If you’re writing during the day, use Day Mode for dark text on a light background. 

Writing at night and trying to prevent eye strain? Use Night Mode for light text on a gray background. 

Writing into the wee hours or trying to create a darker mood for your script? Midnight Mode takes Night Mode to the edge by offering light text on a dark grey background.

You can stick to one mode or switch whenever you want.

When Final Draft first opens, it’ll match your operating system’s dark or light mode. For Mac users, Final Draft’s color theme will tie to the operating system’s Light, Dark, or Auto theme. If you select Light within the system settings, Final Draft will appear in Day Mode. If you choose Dark within the system settings, Final Draft will be in Night Mode. If you select Auto within the system settings, Final Draft will toggle between Day and Night Mode to match when the operating system shifts between Light and Dark. 

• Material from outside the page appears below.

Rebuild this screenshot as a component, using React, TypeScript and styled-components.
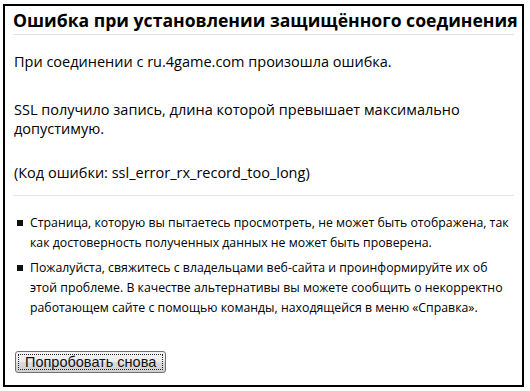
import React from "react";
import styled, { createGlobalStyle } from "styled-components";

const Global = createGlobalStyle`
  html, body { margin: 0; padding: 0; background: #fff; }
  body { font-family: "Open Sans", "Noto Sans", sans-serif; color: #000; }
`;

const Frame = styled.div`
  box-sizing: border-box;
  margin: 4px 0 0 3px;
  width: 521px;
  height: 383px;
  border: 2px solid #000;
  padding: 2px 8px 0 8px;
  display: flex;
  flex-direction: column;
`;

const Title = styled.h1`
  margin: 0;
  font-family: "Open Sans", sans-serif;
  font-weight: 700;
  font-size: 17.6px;
  line-height: 24px;
  padding-bottom: 2px;
  border-bottom: 1px solid #e2e2e2;
  white-space: nowrap;
`;

const Para = styled.p<{ $top: number }>`
  margin: ${(p) => p.$top}px 0 0 1px;
  font-size: 14.5px;
  line-height: 19.5px;
`;

const Divider = styled.hr`
  margin: 13px 0 0 0;
  border: 0;
  border-top: 1px solid #e4e4e4;
  height: 0;
`;

const List = styled.ul`
  margin: 17px 4px 0 0;
  padding: 0 0 0 17px;
  list-style: none;
  display: flex;
  flex-direction: column;
  gap: 5px;
`;

const Item = styled.li`
  position: relative;
  font-size: 12.3px;
  line-height: 20px;
  &::before {
    content: "";
    position: absolute;
    left: -13px;
    top: 7px;
    width: 6px;
    height: 6px;
    background: #111;
  }
`;

const Button = styled.button`
  margin: 33px 0 0 2px;
  align-self: flex-start;
  font-family: "Liberation Sans", Arial, sans-serif;
  font-size: 14.5px;
  color: #111;
  height: 22px;
  padding: 0 9px;
  border: 1px solid #707070;
  border-radius: 3px;
  background: linear-gradient(#f3f3f3 0%, #ebebeb 50%, #dddddd 51%, #cfcfcf 100%);
  outline: 1px dotted #222;
  outline-offset: -4px;
`;

export default function App() {
  return (
    <>
      <Global />
      <Frame>
        <Title>Ошибка при установлении защищённого соединения</Title>
        <Para $top={17}>При соединении с ru.4game.com произошла ошибка.</Para>
        <Para $top={28}>
          SSL получило запись, длина которой превышает максимально допустимую.
        </Para>
        <Para $top={24}>(Код ошибки: ssl_error_rx_record_too_long)</Para>
        <Divider />
        <List>
          <Item>
            Страница, которую вы пытаетесь просмотреть, не может быть отображена, так
            как достоверность полученных данных не может быть проверена.
          </Item>
          <Item>
            Пожалуйста, свяжитесь с владельцами веб-сайта и проинформируйте их об
            этой проблеме. В качестве альтернативы вы можете сообщить о некорректно
            работающем сайте с помощью команды, находящейся в меню «Справка».
          </Item>
        </List>
        <Button>Попробовать снова</Button>
      </Frame>
    </>
  );
}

Within Final Draft, you can set the theme when onboarding or change the modes by clicking on the Appearance button located at the bottom-right of the screen and choosing from the pop-up menu. Or go to the View menu’s Appearance submenu on Mac or the View menu on the Windows ribbon.

You can customize your Final Draft’s user interface by going to View > Customized Toolbar. On Window’s classic view go to View > Toolbars > Customize and add or remove buttons.

Try combining Midnight Mode with Speed View and Focus Mode (both also set through the View menu) so you can write at any hour without distractions. You don't see page breaks or other extraneous elements when writing in Speed View. Focus Mode is similar to Full Screen on other applications: you’ll see only the script pages as you write without the Outline Editor, Ruler, Toolbar, etc. You can also switch Focus Mode off/off via a button on the right of the screen to bounce between views.

With Final Draft 13, there are various ways to customize your UI and work process. These customization features and tools—and all of the above tips—should help you create the perfect environment for screenwriting.